Q - Il y a un sujet pendant en Europe : on sait qu'il y a actuellement une crise alimentaire, notamment dans les pays d'Afrique qui nous sont les plus proches. Il est question, ce qui serait une nouveauté d'affecter l'excédent de la fameuse politique agricole commune à ces pays qui en ont besoin pour des raisons d'aide alimentaire, non pas d'aide en terme de surplus physique mais en terme d'aides à des paysans, afin de relancer une agriculture souvent défaillante ? Quelle est la position de la Présidence de la France par rapport à cette affectation ? Parce que l'on voit bien que d'autres pays disent : "Mais non, nous sommes en période de vache maigre budgétaire, il faut que cette somme soit affectée à nos budgets, qu'elle nous revienne".
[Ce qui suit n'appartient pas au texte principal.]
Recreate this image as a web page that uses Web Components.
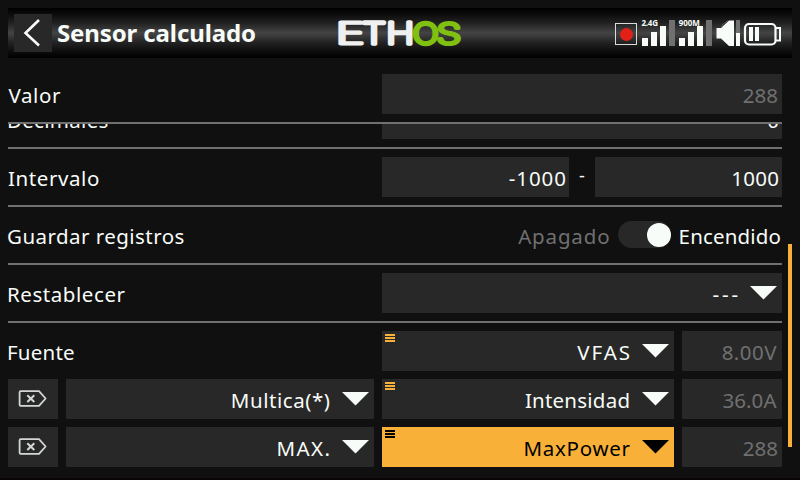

R - Etant en charge de la Présidence, il faut que nous ayons une discussion à vingt-sept. Pour ma part, lorsque nous aurons bien mesuré les marges de manoeuvre - il faut voir quel sera l'excédent et son ampleur - il me paraît normal qu'une partie aille effectivement au développement. Mais je prends aussi en considération d'autres impératifs. Nous sommes actuellement en discussion avec le Parlement européen. Il devrait aussi y avoir un dialogue, sur le plan budgétaire, entre le Conseil et le Parlement. Nous avons beaucoup parlé des enjeux extérieurs de l'Europe. L'Europe doit avoir des moyens supplémentaires pour mener sa politique de stabilité à l'extérieur, afin d'être un agent de paix et d'être davantage présent à l'extérieur. Il y a un arbitrage à faire. Il faut qu'il y ait une partie de cet excédent qui soit réservé à l'aide alimentaire, et la Présidence aidera.